To position this as a binary of dispositionism or situationism misses something very important which comes out of Milgram’s and Batson’s research, and is implicit in the story of the ‘Good Samaritan’. A small minority of human beings are able to rise above the compulsion of the situation and thus exercise choice and responsibility (in the true sense of uncoerced ‘ability to respond’). This is not because of a natural disposition, or because they are in some way better human beings than others, but because life experiences have taught them to *pay attention to what happens*. Milgram was fascinated by the small group who refused to carry out the instructions of his experimenters, and gave a great deal of thought to what it was about them that made them different. They were in every other respect a very diverse group, but they had all developed the ability to step back from the situation they were in and see it in terms of personal responsibility.
This is what Yeshua ben Maryam was trying to convey in the story: the Samaritan was sufficiently present and attentive to notice the injured man – he didn’t see him as extraneous to his own narrative, but had a narrative which allowed him to see everything that happened as a test, a personal challenge. That’s why he could be flexible with his priorities, while the Rabbi and the Levite doggedly held to their plans: as soon as he saw the condition of the man, it was ‘all change’. Such atttentiveness, responsibility and flexibility is learnt. And maintained from moment to moment. Indeed, a point that seems to be mostly missed by religionists and their opponents is that the Gospel is not a teaching of morality *but a teaching of vigilance*, underlined by numerous arresting examples (such as this story). To try to maintain a constancy of awareness is to know oneself in a permanent state of ‘there but for the Grace of God’; it is not a position from which to be able to judge others.

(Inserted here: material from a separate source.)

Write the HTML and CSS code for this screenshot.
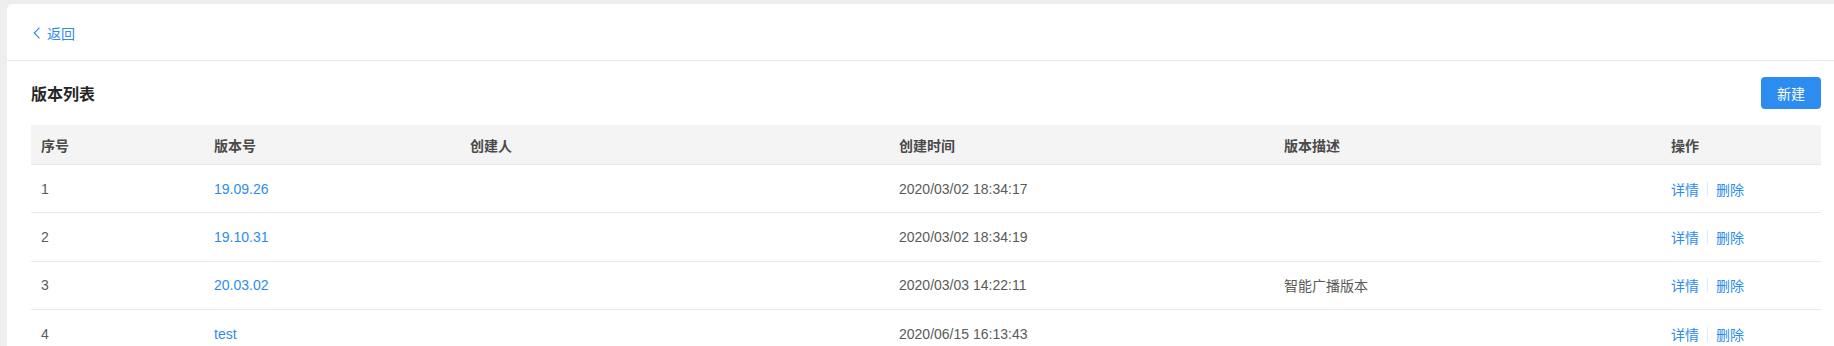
FILE: index.html
```html
<!DOCTYPE html>
<html lang="zh-CN">
<head>
<meta charset="utf-8">
<title>版本列表</title>
<link rel="stylesheet" href="styles.css">
</head>
<body>
<div class="card">
  <div class="card-head">
    <a class="back" href="#">
      <svg class="chev" width="8" height="12" viewBox="0 0 8 12"><path d="M6.5 0.6 L1.2 6 L6.5 11.4" fill="none" stroke="currentColor" stroke-width="1.1"/></svg>
      <span>返回</span>
    </a>
  </div>
  <div class="card-body">
    <div class="title-row">
      <h2 class="title">版本列表</h2>
      <button class="btn-primary">新建</button>
    </div>
    <div class="table">
      <div class="tr th">
        <div class="cell">序号</div>
        <div class="cell">版本号</div>
        <div class="cell">创建人</div>
        <div class="cell">创建时间</div>
        <div class="cell">版本描述</div>
        <div class="cell">操作</div>
      </div>
      <div class="tr">
        <div class="cell">1</div>
        <div class="cell"><a class="link" href="#">19.09.26</a></div>
        <div class="cell"></div>
        <div class="cell">2020/03/02 18:34:17</div>
        <div class="cell"></div>
        <div class="cell"><a class="link" href="#">详情</a><span class="sep"></span><a class="link" href="#">删除</a></div>
      </div>
      <div class="tr">
        <div class="cell">2</div>
        <div class="cell"><a class="link" href="#">19.10.31</a></div>
        <div class="cell"></div>
        <div class="cell">2020/03/02 18:34:19</div>
        <div class="cell"></div>
        <div class="cell"><a class="link" href="#">详情</a><span class="sep"></span><a class="link" href="#">删除</a></div>
      </div>
      <div class="tr">
        <div class="cell">3</div>
        <div class="cell"><a class="link" href="#">20.03.02</a></div>
        <div class="cell"></div>
        <div class="cell">2020/03/03 14:22:11</div>
        <div class="cell">智能广播版本</div>
        <div class="cell"><a class="link" href="#">详情</a><span class="sep"></span><a class="link" href="#">删除</a></div>
      </div>
      <div class="tr">
        <div class="cell">4</div>
        <div class="cell"><a class="link" href="#">test</a></div>
        <div class="cell"></div>
        <div class="cell">2020/06/15 16:13:43</div>
        <div class="cell"></div>
        <div class="cell"><a class="link" href="#">详情</a><span class="sep"></span><a class="link" href="#">删除</a></div>
      </div>
    </div>
  </div>
</div>
</body>
</html>
```

FILE: styles.css
```css
html, body {
  margin: 0;
  padding: 0;
}
body {
  background: #eeeeee;
  padding: 4px 0 0 7px;
  font-family: "Liberation Sans", "Noto Sans CJK SC", sans-serif;
  font-size: 14px;
  color: #5a5a5a;
  overflow: hidden;
}
.card {
  background: #ffffff;
  border-radius: 6px 0 0 0;
  min-height: 400px;
}
.card-head {
  height: 57px;
  border-bottom: 1px solid #e8e8e8;
  display: flex;
  align-items: center;
  padding-left: 26px;
  box-sizing: border-box;
}
.back {
  display: flex;
  align-items: center;
  color: #2d8cf0;
  text-decoration: none;
  font-size: 14px;
  gap: 6px;
  margin-top: 1px;
}
.chev {
  display: block;
}
.card-body {
  padding: 16px 13px 0 24px;
}
.title-row {
  display: flex;
  align-items: center;
  justify-content: space-between;
  height: 32px;
  margin-bottom: 16px;
}
.title {
  margin: 0;
  font-size: 16px;
  font-weight: bold;
  color: #262626;
}
.btn-primary {
  width: 60px;
  height: 32px;
  border: none;
  border-radius: 4px;
  background: #2d8cf0;
  color: #ffffff;
  font-family: "Liberation Sans", "Noto Sans CJK SC", sans-serif;
  font-size: 14px;
  padding: 0;
}
.table {
  display: flex;
  flex-direction: column;
}
.tr {
  display: grid;
  grid-template-columns: 173px 256px 429px 385px 387px 1fr;
  height: 48.33px;
  border-bottom: 1px solid #e8e8e8;
  box-sizing: border-box;
  align-items: center;
}
.th {
  height: 40px;
  background: #f4f4f4;
  font-weight: bold;
  color: #4a4a4a;
}
.cell {
  padding-left: 10px;
  display: flex;
  align-items: center;
  white-space: nowrap;
}
.link {
  color: #2d8cf0;
  text-decoration: none;
}
.sep {
  display: inline-block;
  width: 0;
  height: 14px;
  border-left: 1px solid #e8e8e8;
  margin: 0 8px;
}
```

Another important point here is that the story was told in response to a question from a lawyer: “And who is my neighbour?” Something that is often missed by liberals who would like to claim the Galileean as a warrior for social justice (and of course by conservatives who would like to claim him as a proponent of self-responsibility) is the emphasis he places on the *neighbour*. He does not advocate for abstract groups: ‘the poor’, ‘the oppressed’, ‘the marginalised’ – he advocates for the needs of the *specific person* who comes into one’s life, the person whose body we have to step over. This is the γείτων, the geitón, of the New Testament. The neighbour presents us with concrete responsibility, rather than an intellectualised responsibility. The Rabbi and the Levite – and indeed Batson’s subjects – are not preoccupied by selfishness, but the greater cause, the ideals, they feel tasked to serve. So much so that they miss what is in front of their eyes.